KernelIntrinsics.jl

⚠️ Warning: This package provides low-level GPU primitives intended for library developers, not end users. If you're looking for high-level GPU programming in Julia, use CUDA.jl or KernelAbstractions.jl directly. KernelIntrinsics.jl is similar in scope to GPUArraysCore.jl — a building block for other packages.

⚠️ Current Limitations:

  • No support for array views (SubArray) yet
  • No bounds checking — out-of-bounds access will cause undefined behavior
  • CUDA-only (other backends planned)

A Julia package providing low-level memory access primitives and warp-level operations for GPU programming with KernelAbstractions.jl. KernelIntrinsics.jl enables fine-grained control over memory ordering, synchronization, and vectorized operations for high-performance GPU kernels.

Features

  • Memory Fences: Explicit memory synchronization with @fence macro
  • Ordered Memory Access: Acquire/release semantics with @access macro
  • Warp Operations: Efficient intra-warp communication and reduction primitives
    • @shfl: Warp shuffle operations (Up, Down, Xor, Idx modes)
    • @warpreduce: Inclusive scan within a warp
    • @warpfold: Warp-wide reduction to a single value
  • Vectorized Memory Operations: Hardware-accelerated vector loads and stores with vload, vstore!, vload_multi, and vstore_multi!

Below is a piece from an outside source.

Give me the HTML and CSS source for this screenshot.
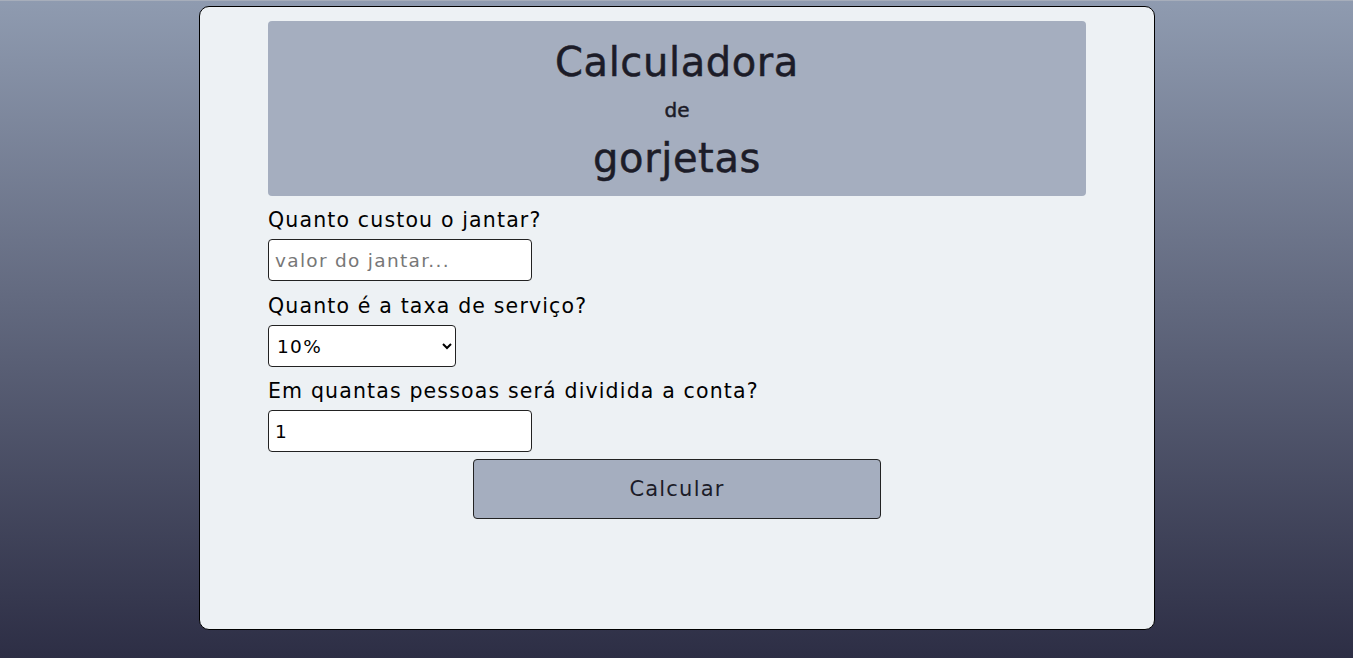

Cross-Architecture Support

Currently, KernelIntrinsics.jl is implemented exclusively for CUDA GPUs via the CUDABackend. The package leverages CUDA-specific PTX instructions for memory fences (fence.acq_rel.gpu), ordered memory access (ld.acquire.gpu, st.release.gpu), warp shuffle operations, and vectorized memory transactions.

While the current implementation is CUDA-specific, the macro-based API is designed with portability in mind. Future releases may extend support to other GPU backends (AMD ROCm, Intel oneAPI, Apple Metal). Contributions to enable cross-platform support are welcome.

Installation

using Pkg
Pkg.add(url="https://github.com/YOURUSERNAME/KernelIntrinsics.jl")

Quick Start

using KernelIntrinsics
using KernelAbstractions, CUDA

@kernel function example_kernel(X, Flag)
    X[1] = 10
    @fence  # Ensure X[1]=10 is visible to all threads
    @access Flag[1] = 1  # Release store
end

X = cu([1])
Flag = cu([0])
example_kernel(CUDABackend())(X, Flag; ndrange=1)

Memory Ordering Semantics

  • @fence: Full acquire-release fence across all device threads
  • @access Release: Ensures prior writes are visible before the store
  • @access Acquire: Ensures subsequent reads see prior writes
  • @access Acquire Device: Explicitly specifies device scope (default)

Performance Considerations

  • Warp operations are most efficient when all threads in a warp participate
  • Vectorized operations can significantly improve memory bandwidth utilization
  • Use the minimum required memory ordering (acquire/release over fences when possible)
  • Default warp size is 32; operations assume full warp participation with mask 0xffffffff
  • vload_multi/vstore_multi! have a small runtime overhead for the alignment switch, but this is typically negligible compared to memory latency

Implementation Notes

Memory Ordering and Scopes

The implementation of memory fences, orderings, and scopes is inspired by UnsafeAtomics.jl. This package includes tests demonstrating that these primitives work correctly on CUDA, generating the expected PTX instructions (fence.acq_rel.gpu, ld.acquire.gpu, st.release.gpu, etc.).

Warp Shuffle Operations

The warp shuffle implementation builds upon CUDA.jl's approach but generalizes it to support any concrete bitstype struct, including nested and composite types, as well as NTuples. The backend only needs to implement 32-bit shuffle operations; larger types are automatically decomposed. Future backends that do not natively support 32-bit atomic operations may require additional handling.

Vectorized Memory Access

Vectorized loads and stores (vload, vstore!, vload_multi, vstore_multi!) use LLVM intrinsic functions to generate efficient vector instructions (ld.global.v4, st.global.v4).

Current limitations:

  • Arrays must be contiguous in memory
  • Views (SubArray) are not supported
  • No bounds checking
  • Future versions may add fallback paths for non-contiguous access

Requirements

  • Julia 1.10+
  • KernelAbstractions.jl
  • CUDA.jl (for CUDA backend)

Contents

License

MIT License